If you have a large a group (i.e. 25 or more) you may want to split into smaller groups, especially if your route is in congested areas. If you do split into smaller groups:
- each group should have a leader who is familiar with the route, and a tail car (both with CB radios)
- each group should use a different CB channel to avoid interfering with each other
- stagger the groups by 10-15 minutes so they wont run into each other but will arrive at the restaurant close to each other
Make sure to select a person (preferably prior to going on the trip, if you can) to write up a trip report for the web site and newsletter. We suggest asking someone who is relatively new to the club, so we can get a new perspective.
On the Road
Drive at the speed limit both for safety, and to avoid delays caused by being stopped for speeding. Try to keep the group together.

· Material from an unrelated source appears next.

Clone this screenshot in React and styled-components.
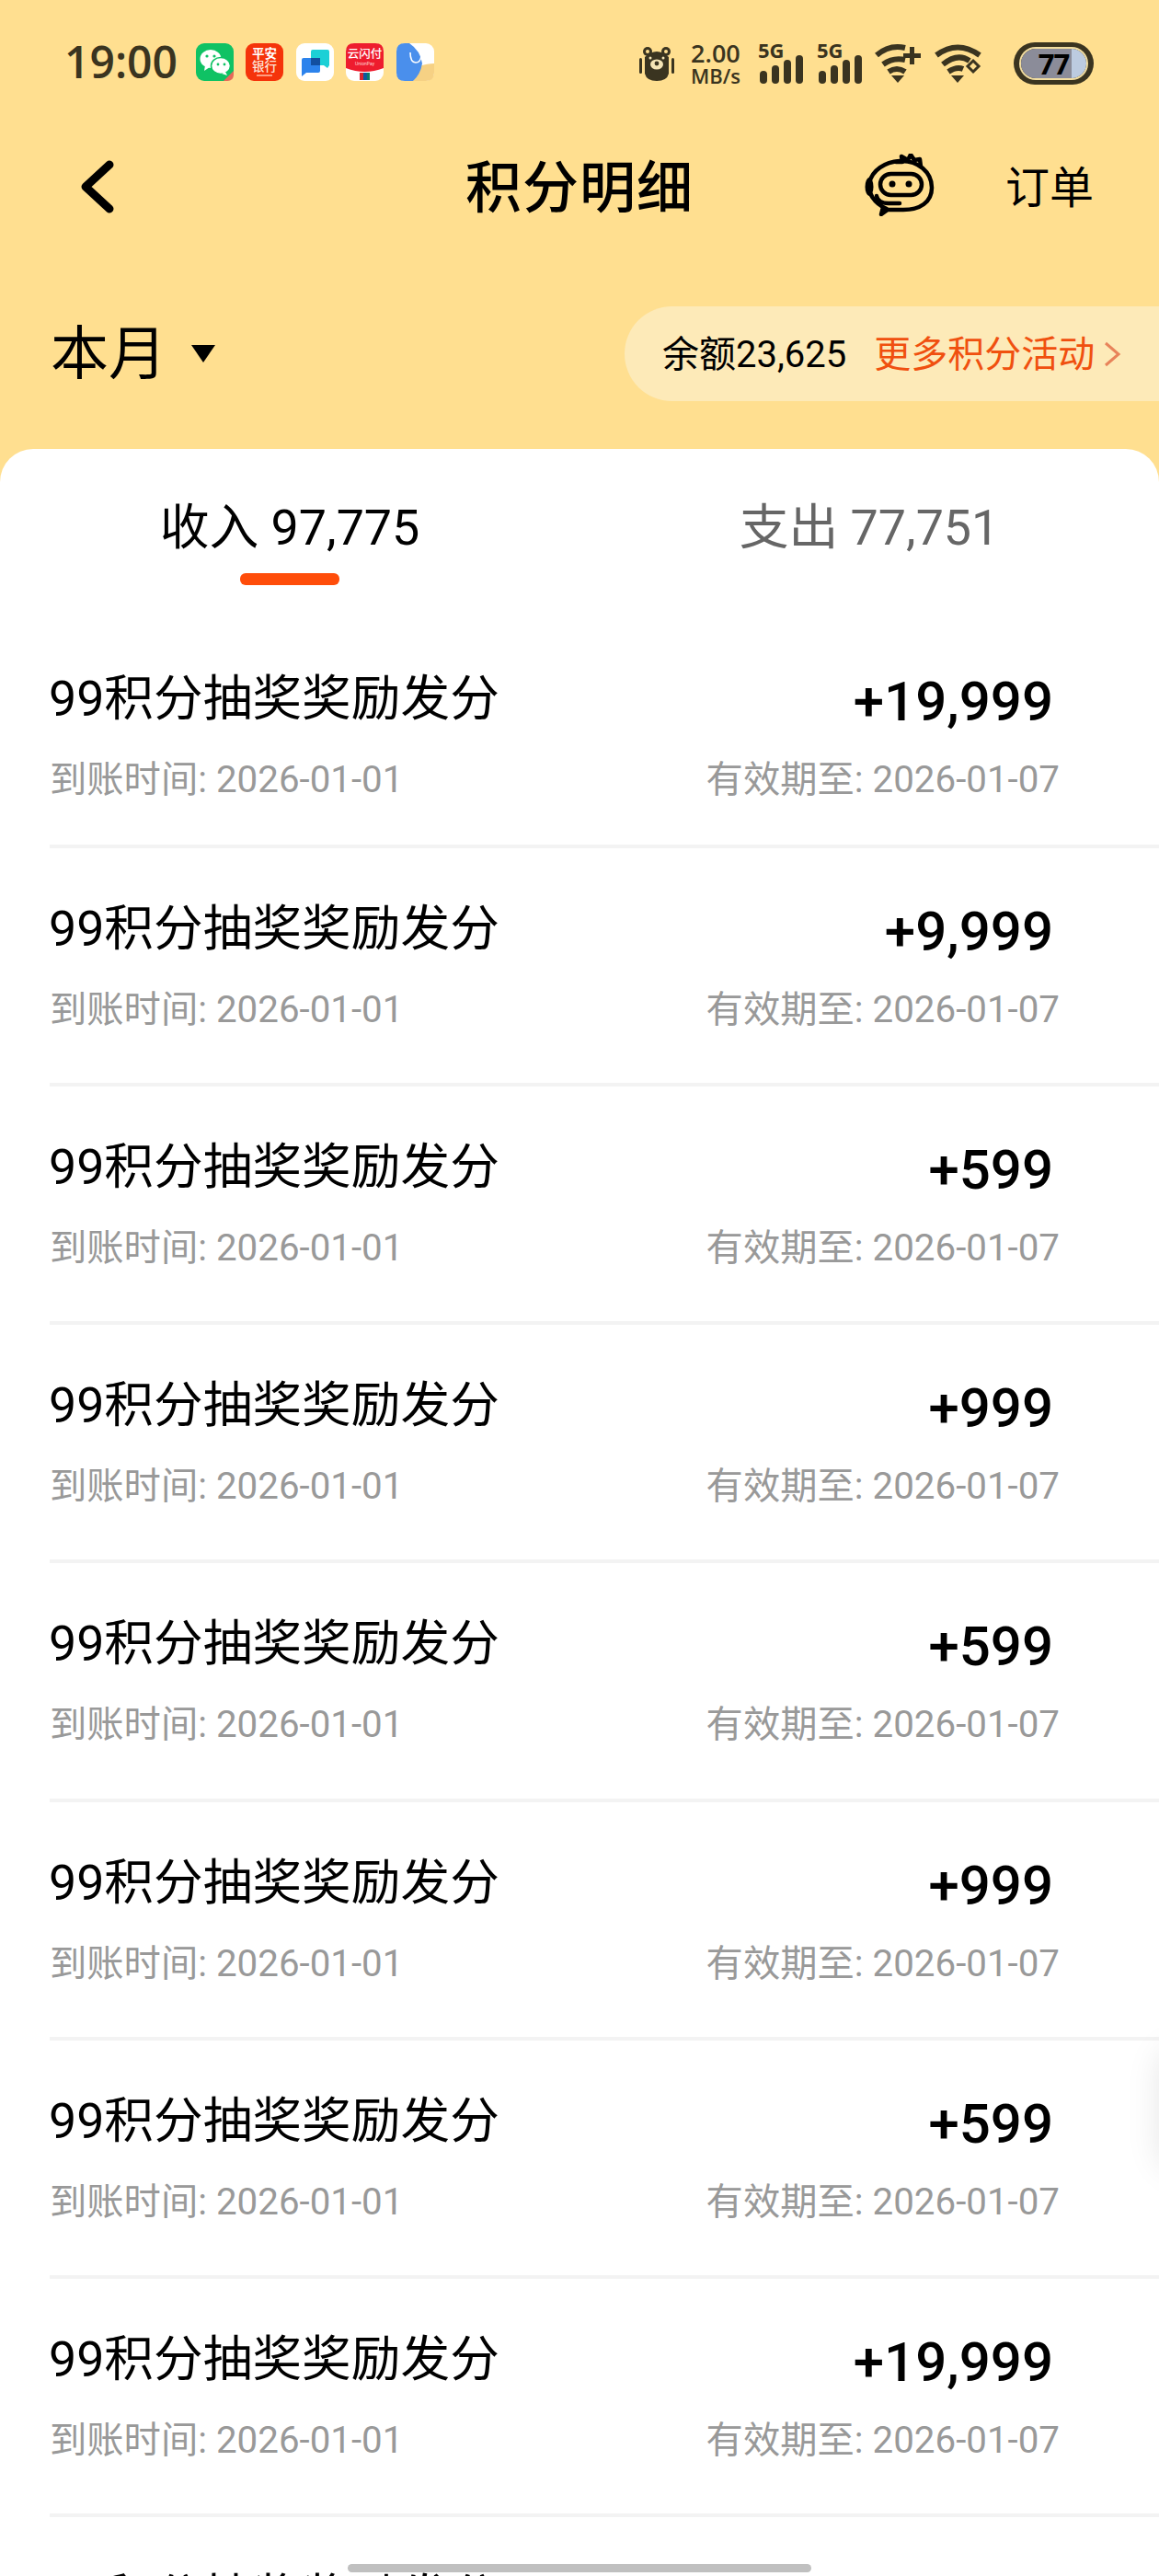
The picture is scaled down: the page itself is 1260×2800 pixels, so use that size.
import React from 'react'
import styled, { createGlobalStyle } from 'styled-components'

const sans = `Roboto, 'Noto Sans CJK SC', sans-serif`
const ink = '#3a3420'

const GlobalStyle = createGlobalStyle`
  html, body { margin: 0; padding: 0; background: #fff; }
  body { font-family: ${sans}; color: #000; }
`

const Page = styled.div`
  position: relative;
  width: 1260px;
  height: 2800px;
  overflow: hidden;
  background: #ffdf90;
`

const StatusBar = styled.div`
  height: 134px;
  box-sizing: border-box;
  padding: 0 71px 0 70px;
  display: flex;
  align-items: center;
  justify-content: space-between;
  color: ${ink};
`

const StatusLeft = styled.div`
  display: flex;
  align-items: center;
`

const Clock = styled.span`
  font-family: 'Open Sans', sans-serif;
  font-size: 48px;
  font-weight: 600;
  line-height: 48px;
  margin-right: 20px;
`

const AppIcons = styled.div`
  display: flex;
  gap: 13.5px;
`

const AppSvg = styled.svg`
  display: block;
  width: 41px;
  height: 41px;
`

const StatusRight = styled.div`
  display: flex;
  align-items: center;
  gap: 14px;
  margin-top: 3px;
`

const Bear = styled.svg`
  display: block;
  width: 38px;
  height: 38px;
  margin-right: 4px;
`

const Speed = styled.div`
  display: flex;
  flex-direction: column;
  align-items: center;
  font-family: 'Open Sans', sans-serif;
  font-weight: 600;
  margin-right: 4px;
`

const SpeedValue = styled.span`
  font-size: 27px;
  line-height: 26px;
`

const SpeedUnit = styled.span`
  font-size: 22px;
  line-height: 22px;
`

const Signal = styled.svg`
  display: block;
  width: 50px;
  height: 44px;
  overflow: visible;
`

const Wifi = styled.svg`
  display: block;
  width: 51px;
  height: 43px;
`

const Battery = styled.div`
  box-sizing: border-box;
  width: 87px;
  height: 46px;
  margin-left: 21px;
  border-radius: 23px;
  background: ${ink};
  padding: 7px 8px;
  display: flex;
`

const BatteryCell = styled.div`
  flex: 1;
  border-radius: 16px;
  box-shadow: 0 0 0 2px #f1dc9f;
  background: linear-gradient(90deg, #8b8c99 0 78%, #bccbe0 78% 100%);
  color: #000;
  font-family: 'Open Sans', sans-serif;
  font-size: 31px;
  font-weight: 700;
  line-height: 32px;
  text-align: center;
  letter-spacing: -1px;
`

const Nav = styled.div`
  height: 142px;
  display: grid;
  grid-template-columns: 1fr auto 1fr;
  align-items: center;
`

const BackIcon = styled.svg`
  display: block;
  width: 40px;
  height: 60px;
  margin: -4px 0 0 86px;
`

const Title = styled.h1`
  margin: 0;
  font-size: 61px;
  font-weight: 500;
  line-height: 70px;
  letter-spacing: 1px;
`

const NavRight = styled.div`
  display: flex;
  justify-content: flex-end;
  align-items: center;
  gap: 77px;
  padding-right: 71px;
`

const RobotIcon = styled.svg`
  display: block;
  width: 76px;
  height: 68px;
  margin-top: -8px;
`

const OrdersLink = styled.span`
  font-size: 48px;
  line-height: 56px;
`

const FilterRow = styled.div`
  margin-top: 57px;
  height: 103px;
  display: flex;
  align-items: center;
  justify-content: space-between;
  padding-left: 55px;
`

const MonthPicker = styled.div`
  display: flex;
  align-items: center;
  gap: 27px;
  font-size: 63px;
  line-height: 70px;
`

const Caret = styled.span`
  width: 0;
  height: 0;
  border-left: 13px solid transparent;
  border-right: 13px solid transparent;
  border-top: 19px solid #000;
`

const BalancePill = styled.div`
  box-sizing: border-box;
  width: 581px;
  height: 103px;
  padding: 0 0 5px 41px;
  display: flex;
  align-items: center;
  background: #fdeab8;
  border-radius: 52px 0 0 52px;
  font-size: 40px;
`

const MoreLink = styled.span`
  margin-left: 30px;
  color: #f0500f;
`

const PillArrow = styled.svg`
  display: block;
  width: 20px;
  height: 30px;
  margin: 5px 0 0 9px;
`

const Card = styled.div`
  margin-top: 52px;
  background: #fff;
  border-radius: 36px 36px 0 0;
`

const Tabs = styled.div`
  display: grid;
  grid-template-columns: 1fr 1fr;
  padding-top: 56px;
`

const Tab = styled.div`
  display: flex;
  flex-direction: column;
  align-items: center;
  gap: 19px;
  font-size: 53.8px;
  line-height: 60px;
  color: ${p => (p.$active ? '#000' : '#666')};
  &::after {
    content: '';
    width: 108px;
    height: 13px;
    border-radius: 6px;
    background: ${p => (p.$active ? '#ff4d0a' : 'transparent')};
  }
`

const List = styled.div`
  padding-top: 36px;
`

const Row = styled.div`
  box-sizing: border-box;
  height: 259.14px;
  margin-left: 54px;
  padding: 58px 108px 0 0;
  border-bottom: 4px solid #f3f3f3;
  &:first-child {
    height: 250px;
  }
`

const RowLine = styled.div`
  display: flex;
  justify-content: space-between;
  align-items: flex-start;
`

const RowTitle = styled.span`
  margin-left: -1px;
  font-size: 53.7px;
  line-height: 60px;
`

const Amount = styled.span`
  display: block;
  height: 60px;
  font-size: 60px;
  font-weight: 500;
  line-height: 65px;
  padding-right: 7px;
`

const RowMeta = styled(RowLine)`
  margin-top: 33px;
  font-size: 40.3px;
  line-height: 50px;
  color: #999;
`

const EdgeShadow = styled.div`
  position: absolute;
  top: 2225px;
  right: -50px;
  width: 50px;
  height: 135px;
  border-radius: 30px;
  box-shadow: 0 0 36px rgba(0, 0, 0, 0.1);
`

const HomeBar = styled.div`
  position: absolute;
  left: 378px;
  bottom: 4px;
  width: 504px;
  height: 9px;
  border-radius: 5px;
  background: #c0c0c0;
`

const amounts = ['+19,999', '+9,999', '+599', '+999', '+599', '+999', '+599', '+19,999']

const cjk = "'Noto Sans CJK SC', sans-serif"

const WeChatIcon = () => (
  <AppSvg viewBox="0 0 41 41">
    <rect width="41" height="41" rx="9" fill="#0fc264" />
    <path d="M30 41 L41 30 L41 34 Q41 41 34 41 Z" fill="#e8685a" />
    <ellipse cx="16" cy="17" rx="11.5" ry="10" fill="#fff" />
    <path d="M10 24 L9 30 L15 26 Z" fill="#fff" />
    <ellipse cx="27" cy="24.5" rx="10.5" ry="9" fill="#fff" stroke="#0fc264" strokeWidth="1.5" />
    <path d="M32 31 L34 35 L28 33 Z" fill="#fff" />
    <circle cx="12" cy="14" r="1.6" fill="#0fc264" />
    <circle cx="20" cy="14" r="1.6" fill="#0fc264" />
    <circle cx="24" cy="23" r="1.4" fill="#0fc264" />
    <circle cx="31" cy="23" r="1.4" fill="#0fc264" />
  </AppSvg>
)

const PingAnIcon = () => (
  <AppSvg viewBox="0 0 41 41">
    <rect width="41" height="41" rx="9" fill="#f5330a" />
    <text x="20.5" y="16" textAnchor="middle" fontSize="13.5" fontWeight="700" fontFamily={cjk} fill="#fff">平安</text>
    <text x="20.5" y="30" textAnchor="middle" fontSize="13.5" fontWeight="500" fontFamily={cjk} fill="#fde5da">银行</text>
    <rect x="12" y="34" width="17" height="2" fill="#ff9d80" />
  </AppSvg>
)

const ChatIcon = () => (
  <AppSvg viewBox="0 0 41 41">
    <rect width="41" height="41" rx="9" fill="#fff" />
    <path d="M16 9 Q16 7 18 7 L34 7 Q36 7 36 9 L36 24 L34 27 L30 24 L16 24 Z" fill="#1cd0d6" />
    <path d="M6 18 Q6 16 8 16 L24 16 Q26 16 26 18 L26 30 Q26 32 24 32 L11 32 L6 36 Z" fill="#2c83ec" />
    <rect x="16" y="16" width="10" height="8" fill="#124f9f" />
  </AppSvg>
)

const UnionPayIcon = () => (
  <AppSvg viewBox="0 0 41 41">
    <rect width="41" height="41" rx="9" fill="#fff" />
    <path d="M0 9 Q0 0 9 0 L32 0 Q41 0 41 9 L41 27 Q20.5 35 0 27 Z" fill="#ee1c2e" />
    <text x="20.5" y="16" textAnchor="middle" fontSize="12.5" fontWeight="500" fontFamily={cjk} fill="#fff">云闪付</text>
    <text x="20.5" y="24" textAnchor="middle" fontSize="5" fontFamily="Roboto, sans-serif" fill="#ffd6d6">UnionPay</text>
    <rect x="15" y="32" width="4" height="8" fill="#d9232e" />
    <rect x="19" y="32" width="4" height="8" fill="#0b5a9e" />
    <rect x="23" y="32" width="3" height="8" fill="#0a7a6a" />
  </AppSvg>
)

const LeafIcon = () => (
  <AppSvg viewBox="0 0 41 41">
    <rect width="41" height="41" rx="9" fill="#fff" />
    <path d="M41 22 L41 32 Q41 41 32 41 L18 41 L24 25 Q34 22 41 22 Z" fill="#f6d184" />
    <path d="M0 9 Q0 0 9 0 L14 0 Q26 8 28 22 Q26 34 18 41 L9 41 Q0 41 0 32 Z" fill="#4a8fec" />
    <path d="M15 10 Q15 21 21 21 Q26 21 27 14" fill="none" stroke="#fff" strokeWidth="1.6" />
  </AppSvg>
)

const BearIcon = () => (
  <Bear viewBox="0 0 38 38">
    <circle cx="9" cy="6" r="5" fill={ink} />
    <circle cx="29" cy="6" r="5" fill={ink} />
    <circle cx="9" cy="6" r="2" fill="#ffdf90" />
    <circle cx="29" cy="6" r="2" fill="#ffdf90" />
    <rect x="0" y="13" width="3" height="17" rx="1.5" fill={ink} />
    <rect x="35" y="13" width="3" height="17" rx="1.5" fill={ink} />
    <path d="M6 12 Q19 0 32 12 L32 30 Q30 38 19 38 Q8 38 6 30 Z" fill={ink} />
    <ellipse cx="19" cy="20" rx="7" ry="5.5" fill="#f4e4b5" />
    <circle cx="19" cy="19" r="2.4" fill={ink} />
    <circle cx="12" cy="13" r="1.5" fill="#f4e4b5" />
    <circle cx="26" cy="13" r="1.5" fill="#f4e4b5" />
  </Bear>
)

const SignalIcon = () => (
  <Signal viewBox="0 0 50 44">
    <text x="1" y="16" fontSize="22" fontWeight="700" fontFamily="'Open Sans', sans-serif" fill={ink}>5G</text>
    <rect x="3" y="30" width="8" height="14" rx="4" fill={ink} />
    <rect x="16" y="24" width="8" height="20" rx="4" fill={ink} />
    <rect x="29" y="18" width="8" height="26" rx="4" fill={ink} />
    <rect x="42" y="13" width="8" height="31" rx="4" fill={ink} />
  </Signal>
)

const WifiPlusIcon = () => (
  <Wifi viewBox="0 0 51 43">
    <g fill="none" stroke={ink} strokeWidth="6">
      <path d="M2 13 Q16 1 33 5" />
      <path d="M9 23 Q20 15 33 18" />
      <path d="M15 31 Q24 25 33 31" />
    </g>
    <path d="M18 35 L32 35 L25 43 Z" fill={ink} />
    <rect x="38" y="4" width="5" height="19" fill={ink} />
    <rect x="31" y="11" width="19" height="5" fill={ink} />
  </Wifi>
)

const WifiDiamondIcon = () => (
  <Wifi viewBox="0 0 51 43">
    <g fill="none" stroke={ink} strokeWidth="6">
      <path d="M2 13 Q25 -4 49 13" />
      <path d="M9 23 Q25 10 38 19" />
      <path d="M15 31 Q24 25 31 28" />
    </g>
    <path d="M18 35 L32 35 L25 43 Z" fill={ink} />
    <path d="M42 19 L48 25 L42 31 L36 25 Z" fill="none" stroke={ink} strokeWidth="3" />
  </Wifi>
)

const RobotMark = () => (
  <RobotIcon viewBox="0 0 76 68">
    <ellipse cx="5" cy="36" rx="4.5" ry="10" fill="#000" />
    <g fill="none" stroke="#000" strokeWidth="4.5" strokeLinecap="round" strokeLinejoin="round">
      <path d="M24 60 C10 54 3 42 5 32 C8 18 22 9 38 8 C58 7 73 20 73 37 C73 53 60 61 42 61 L25 61 L18 66 L20 58" />
      <path d="M34 9 L41 9 L40 3 L47 7 L50 1 L54 7 L60 6 L61 14" />
      <rect x="17" y="22" width="45" height="23" rx="11.5" />
      <path d="M13 46 C14 52 20 54 26 54 L38 54" />
    </g>
    <circle cx="30" cy="33" r="3.5" fill="#000" />
    <circle cx="48" cy="33" r="3.5" fill="#000" />
  </RobotIcon>
)

const App = () => {
  return (
    <Page>
      <GlobalStyle />
      <StatusBar>
        <StatusLeft>
          <Clock>19:00</Clock>
          <AppIcons>
            <WeChatIcon />
            <PingAnIcon />
            <ChatIcon />
            <UnionPayIcon />
            <LeafIcon />
          </AppIcons>
        </StatusLeft>
        <StatusRight>
          <BearIcon />
          <Speed>
            <SpeedValue>2.00</SpeedValue>
            <SpeedUnit>MB/s</SpeedUnit>
          </Speed>
          <SignalIcon />
          <SignalIcon />
          <WifiPlusIcon />
          <WifiDiamondIcon />
          <Battery>
            <BatteryCell>77</BatteryCell>
          </Battery>
        </StatusRight>
      </StatusBar>
      <Nav>
        <BackIcon viewBox="0 0 40 60">
          <polyline points="33,6 7,30 33,54" fill="none" stroke="#000" strokeWidth="9" strokeLinecap="round" strokeLinejoin="round" />
        </BackIcon>
        <Title>积分明细</Title>
        <NavRight>
          <RobotMark />
          <OrdersLink>订单</OrdersLink>
        </NavRight>
      </Nav>
      <FilterRow>
        <MonthPicker>
          本月
          <Caret />
        </MonthPicker>
        <BalancePill>
          余额23,625
          <MoreLink>更多积分活动</MoreLink>
          <PillArrow viewBox="0 0 20 30">
            <polyline points="3,3 17,15 3,27" fill="none" stroke="#e8835a" strokeWidth="3" />
          </PillArrow>
        </BalancePill>
      </FilterRow>
      <Card>
        <Tabs>
          <Tab $active>收入 97,775</Tab>
          <Tab>支出 77,751</Tab>
        </Tabs>
        <List>
          {amounts.map((amount, index) => (
            <Row key={index}>
              <RowLine>
                <RowTitle>99积分抽奖奖励发分</RowTitle>
                <Amount>{amount}</Amount>
              </RowLine>
              <RowMeta>
                <span>到账时间: 2026-01-01</span>
                <span>有效期至: 2026-01-07</span>
              </RowMeta>
            </Row>
          ))}
          <Row>
            <RowLine>
              <RowTitle>99积分抽奖奖励发分</RowTitle>
            </RowLine>
          </Row>
        </List>
      </Card>
      <EdgeShadow />
      <HomeBar />
    </Page>
  )
}

export default App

Always be cognizant of the cars behind you – signal your intentions and avoid sudden stops or abrupt turns. Announce turns, stop signs, traffic lights, congested areas, etc. on the CB radio.
After difficult turns drive slowly or pull over until all cars have made the turn and are together again. The same applies to traffic lights where not all cars made it through the intersection before the light turned red. The tail car should always announce that they are thru each turn and traffic light.
Contact the restaurant 20-60 minutes prior to arrival giving them last minute head count or other changes. and to again confirm that you have a reservation. This helps reduce surprises, and managers seem to appreciate this.